Hmmmm. I don't really want a glossy panel since there is way too much sun light in my room LOL.





The Incinerator said:


> Get the HP 22/24/25/27 fi/xi series of monitors. Excellent in all the areas over any monitor in the market right now.





Do they have a glossy panel? I want a little glossy, not completely. I wouldn't see anything considering how much sun light enters in my room.


Any other suggestions guys? Like anything apart from HP?
Are 2K monitors cheap? Like somewhat around 10K?



At the same time, should I keep my old 1280 × 1024 monitor for a dual monitor setup?


----------



## bssunilreddy (May 30, 2015)

D@rekills4 said:


> Hmmmm. I don't really want a glossy panel since there is way too much sun light in my room LOL.
> Do they have a glossy panel? I want a little glossy, not completely. I wouldn't see anything considering how much sun light enters in my room.
> Any other suggestions guys? Like anything apart from HP?
> Are 2K monitors cheap? Like somewhat around 10K?
> At the same time, should I keep my old 1280 × 1024 monitor for a dual monitor setup?
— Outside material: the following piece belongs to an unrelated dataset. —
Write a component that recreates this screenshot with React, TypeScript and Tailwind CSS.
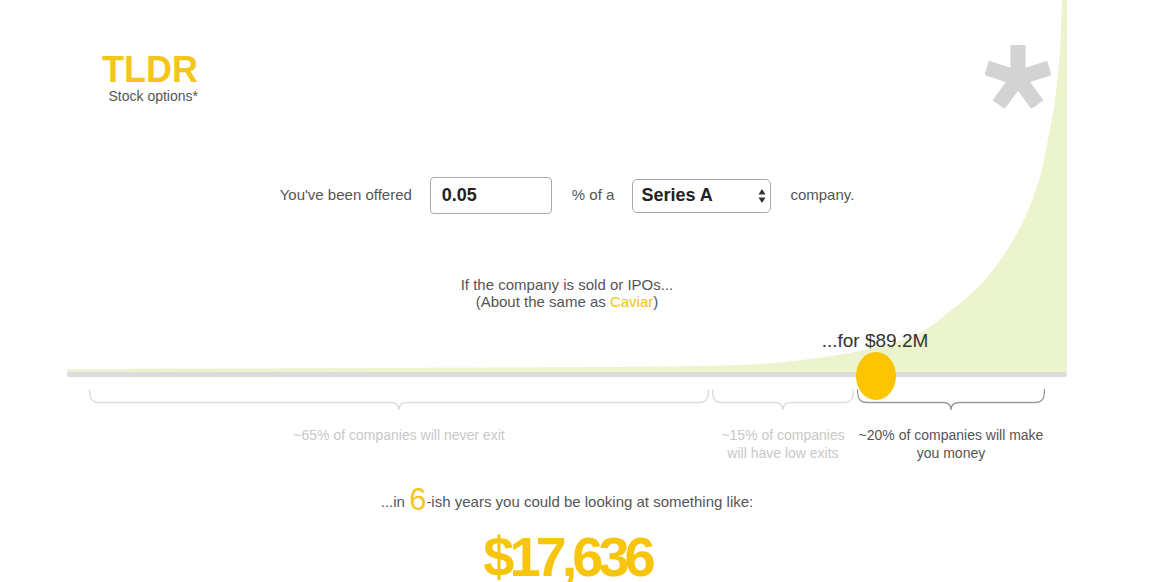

AOC i2276VWM 22" LED IPS -9000.


----------



## gagan_kumar (May 30, 2015)

The Incinerator said:


> Get the HP 22/24/25/27 fi/xi series of monitors. Excellent in all the areas over any monitor in the market right now.



yup check out these they are the latest in the race.....


----------



## D@rekills4 (May 30, 2015)

gagan_kumar said:


> yup check out these they are the latest in the race.....



Yeah, I am already thinking about those, but before I go there I just want to ask regarding 2K monitors.
Can I get a cheap one for around 10K?
I thought it would be a better and long term investment since 1080p may become out dated any time soon?


----------



## The Incinerator (May 30, 2015)

2K at those prices not possible at the moment. Yes the HPs are glossy but then glossy bring about the best in color contrast and dynamics but light will kill em all.


----------



## D@rekills4 (May 30, 2015)

The Incinerator said:


> 2K at those prices not possible at the moment. Yes the HPs are glossy but then glossy bring about the best in color contrast and dynamics but light will kill em all.



Hmmmm. There is a lot of sunlight in my room. Even dark curtains aren't helping. Sunlight comes in from two sides.

Is there any good monitor that can counter that?

Okay, forget about 2K, although I would like to know how much would 2K cost.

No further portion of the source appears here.